Stated problem - Select the lines that contain "screenshot" and copy each of them.

Start Dataset excerpts

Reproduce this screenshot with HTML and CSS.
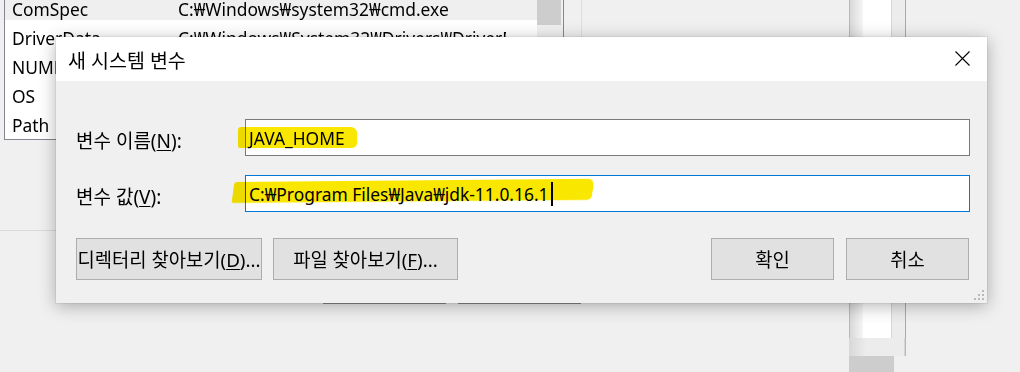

End Dataset excerpts
Start Dataset excerpts

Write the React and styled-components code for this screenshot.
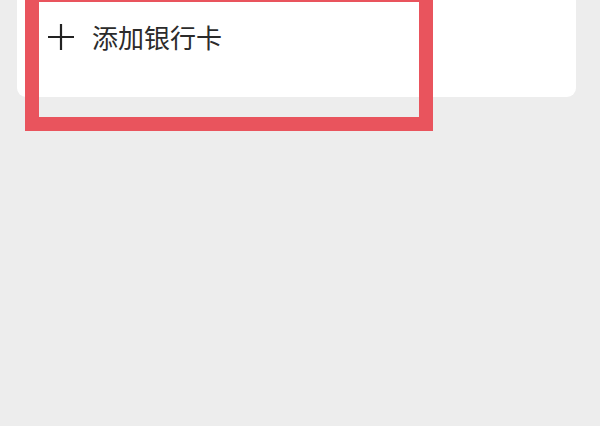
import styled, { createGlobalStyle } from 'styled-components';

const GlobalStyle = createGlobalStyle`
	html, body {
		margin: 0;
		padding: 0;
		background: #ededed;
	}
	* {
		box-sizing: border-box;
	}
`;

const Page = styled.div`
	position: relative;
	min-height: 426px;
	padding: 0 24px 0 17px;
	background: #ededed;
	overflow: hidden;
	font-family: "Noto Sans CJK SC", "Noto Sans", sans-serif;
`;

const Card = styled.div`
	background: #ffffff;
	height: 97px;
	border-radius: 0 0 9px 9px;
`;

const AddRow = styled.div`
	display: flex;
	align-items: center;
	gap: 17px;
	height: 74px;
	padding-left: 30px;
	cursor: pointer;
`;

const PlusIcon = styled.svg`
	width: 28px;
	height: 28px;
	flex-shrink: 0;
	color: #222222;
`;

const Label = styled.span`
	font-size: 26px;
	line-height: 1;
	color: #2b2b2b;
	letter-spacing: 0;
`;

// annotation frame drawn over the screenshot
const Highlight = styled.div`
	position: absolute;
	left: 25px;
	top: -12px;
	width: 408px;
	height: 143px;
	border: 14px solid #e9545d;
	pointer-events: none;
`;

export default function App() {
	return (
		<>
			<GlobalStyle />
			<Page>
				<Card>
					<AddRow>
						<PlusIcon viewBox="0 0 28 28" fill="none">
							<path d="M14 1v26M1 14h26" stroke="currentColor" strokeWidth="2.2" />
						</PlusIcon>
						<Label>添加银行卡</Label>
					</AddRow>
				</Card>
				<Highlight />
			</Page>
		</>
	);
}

End Dataset excerpts

Task solution -
Reproduce this screenshot with HTML and CSS.
Write the React and styled-components code for this screenshot.
// annotation frame drawn over the screenshot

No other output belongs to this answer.